On my phone with a Mali-G57
fs2_open.log
Crashes during shader compilation
0000000001911d04 /vendor/lib64/egl/libGLES_mali.so (cmpbe_v2_compile_multiple_shaders+2372) (BuildId: 747cc1a89e3838ab)
02-28 11:41:37.638 7140 7140 F DEBUG : Cause: null pointer dereference

On my Retroid G2 Handheld with a Qualcomm G2 and an Adreno 22 GPU, it fails to init vulkan because it lacks a transfer queue. I guess it is VK_QUEUE_TRANSFER_BIT? So its not completely 1.1 it uses an optional extension/feature.
fs2_open.log.txt

@laanwj
Copy link
Contributor Author

laanwj commented Mar 1, 2026

@The-E

My testing was done using the latest mediaVPs mod, running both the first mission and using the lab environment.

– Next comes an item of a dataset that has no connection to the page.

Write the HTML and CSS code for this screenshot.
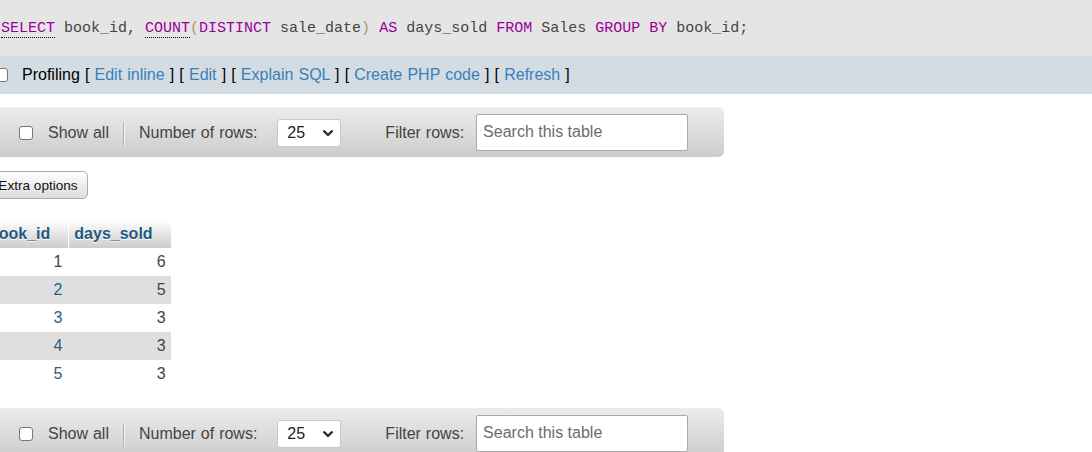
FILE: index.html
```html
<!DOCTYPE html>
<html>
<head>
<meta charset="utf-8">
<link rel="stylesheet" href="styles.css">
</head>
<body>
<div class="page">
  <div class="sql"><code><a class="kw doc">SELECT</a> book_id, <a class="kw doc">COUNT</a><span class="br">(</span><span class="kw">DISTINCT</span> sale_date<span class="br">)</span> <span class="kw">AS</span> days_sold <span class="kw">FROM</span> Sales <span class="kw">GROUP</span> <span class="kw">BY</span> book_id;</code></div>
  <div class="tools">
    <input type="checkbox" class="cb prof-cb">
    <span class="tool-text">Profiling [ <a class="lnk">Edit inline</a> ] [ <a class="lnk">Edit</a> ] [ <a class="lnk">Explain SQL</a> ] [ <a class="lnk">Create PHP code</a> ] [ <a class="lnk">Refresh</a> ]</span>
  </div>

  <div class="navbar">
    <input type="checkbox" class="cb">
    <span class="lbl">Show all</span>
    <span class="sep"></span>
    <span class="lbl">Number of rows:</span>
    <div class="select"><span>25</span><svg width="12" height="8" viewBox="0 0 12 8"><path d="M1.5 1.5 L6 6 L10.5 1.5" fill="none" stroke="#222" stroke-width="2.2"/></svg></div>
    <span class="lbl filter">Filter rows:</span>
    <div class="search">Search this table</div>
  </div>

  <button class="extra">Extra options</button>

  <table class="results">
    <thead>
      <tr><th>book_id</th><th>days_sold</th></tr>
    </thead>
    <tbody>
      <tr><td>1</td><td>6</td></tr>
      <tr><td class="blue">2</td><td>5</td></tr>
      <tr><td class="blue">3</td><td>3</td></tr>
      <tr><td class="blue">4</td><td>3</td></tr>
      <tr><td class="blue">5</td><td>3</td></tr>
    </tbody>
  </table>

  <div class="navbar bottom">
    <input type="checkbox" class="cb">
    <span class="lbl">Show all</span>
    <span class="sep"></span>
    <span class="lbl">Number of rows:</span>
    <div class="select"><span>25</span><svg width="12" height="8" viewBox="0 0 12 8"><path d="M1.5 1.5 L6 6 L10.5 1.5" fill="none" stroke="#222" stroke-width="2.2"/></svg></div>
    <span class="lbl filter">Filter rows:</span>
    <div class="search">Search this table</div>
  </div>
</div>
</body>
</html>
```

FILE: styles.css
```css
html, body {
  margin: 0;
  padding: 0;
  background: #fff;
  overflow: hidden;
}
body {
  font-family: "Liberation Sans", Arial, sans-serif;
  font-size: 16px;
  color: #444;
}
.page {
  margin-left: -17px;
  width: calc(100% + 17px);
}
.sql {
  background: #e5e5e5;
  height: 56px;
  display: flex;
  align-items: center;
  padding-left: 18px;
  box-sizing: border-box;
}
.sql code {
  font-family: "Liberation Mono", "DejaVu Sans Mono", monospace;
  font-size: 15px;
  color: #444;
  white-space: pre;
}
.kw { color: #990099; }
.doc {
  text-decoration: none;
  border-bottom: 1px dotted #000;
}
.br { color: #b09a6a; }
.tools {
  background: #d3dce3;
  height: 38px;
  display: flex;
  align-items: center;
  color: #000;
}
.cb {
  appearance: none;
  -webkit-appearance: none;
  width: 14px;
  height: 14px;
  margin: 0;
  border: 1px solid #767676;
  border-radius: 3px;
  background: #fff;
  box-sizing: border-box;
  flex: none;
}
.prof-cb { margin-left: 11px; margin-right: 14px; }
.tool-text { white-space: pre; word-spacing: 0.7px; }
.lnk { color: #3a80b8; text-decoration: none; }

.navbar {
  margin-top: 13px;
  width: 741px;
  height: 50px;
  box-sizing: border-box;
  background: linear-gradient(#ececec, #cccccc);
  border-radius: 0 6px 6px 0;
  display: flex;
  align-items: center;
  padding-left: 36px;
  padding-top: 1px;
  color: #444;
}
.navbar .lbl { white-space: nowrap; word-spacing: 0.5px; }
.navbar .cb { margin-right: 15px; }
.sep {
  width: 1px;
  height: 24px;
  background: #b0b0b0;
  border-right: 1px solid #f4f4f4;
  margin: 2px 14px 0 14px;
}
.select {
  margin-left: 20px;
  width: 64px;
  height: 28px;
  box-sizing: border-box;
  background: #fff;
  border: 1px solid #c8c8c8;
  border-radius: 3px;
  display: flex;
  align-items: center;
  justify-content: space-between;
  padding: 0 6px 0 9px;
  color: #222;
}
.select svg { display: block; margin-top: 1px; }
.filter { margin-left: 44px; }
.search {
  margin-left: 12px;
  width: 212px;
  height: 37px;
  box-sizing: border-box;
  background: #fff;
  border: 1px solid #aaa;
  border-radius: 2px;
  display: flex;
  align-items: center;
  padding-left: 6px;
  color: #6c6c6c;
  margin-top: -1px;
}
.navbar.bottom { margin-top: 20px; }

.extra {
  display: block;
  margin: 14px 0 0 5px;
  height: 28px;
  width: 100px;
  padding: 0;
  font-family: "Liberation Sans", Arial, sans-serif;
  font-size: 13.6px;
  color: #111;
  background: linear-gradient(#ffffff, #dcdcdc);
  border: 1px solid #aaa;
  border-radius: 5px;
}

.results {
  margin-top: 21px;
  border-collapse: separate;
  border-spacing: 0;
}
.results th {
  height: 28px;
  box-sizing: border-box;
  padding: 0 18px 0 5px;
  text-align: left;
  font-weight: bold;
  color: #235a81;
  background: linear-gradient(#ffffff, #cccccc);
  border-left: 1px solid #fff;
  text-shadow: 0 1px 0 #fff;
}
.results th:first-child { border-left: 0; padding-left: 6px; }
.results td {
  height: 28px;
  box-sizing: border-box;
  padding: 0 5px;
  text-align: right;
  color: #444;
}
.results td:first-child { padding-right: 6px; }
.results tbody tr:nth-child(even) td { background: #dfdfdf; }
.results td.blue { color: #2d5d85; }
```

Thanks. The renderdoc capture should be helpful for reproduction.
(had to send a request to access it)

@SamuelCho

I kind of wonder if we need to double buffer the immediate buffer so that we leave alone the one that's in-flight. But maybe it doesn't matter if the fence in the command buffer submission and flip takes care of everything. Or is it the buffer manager that keeps track of the frame num?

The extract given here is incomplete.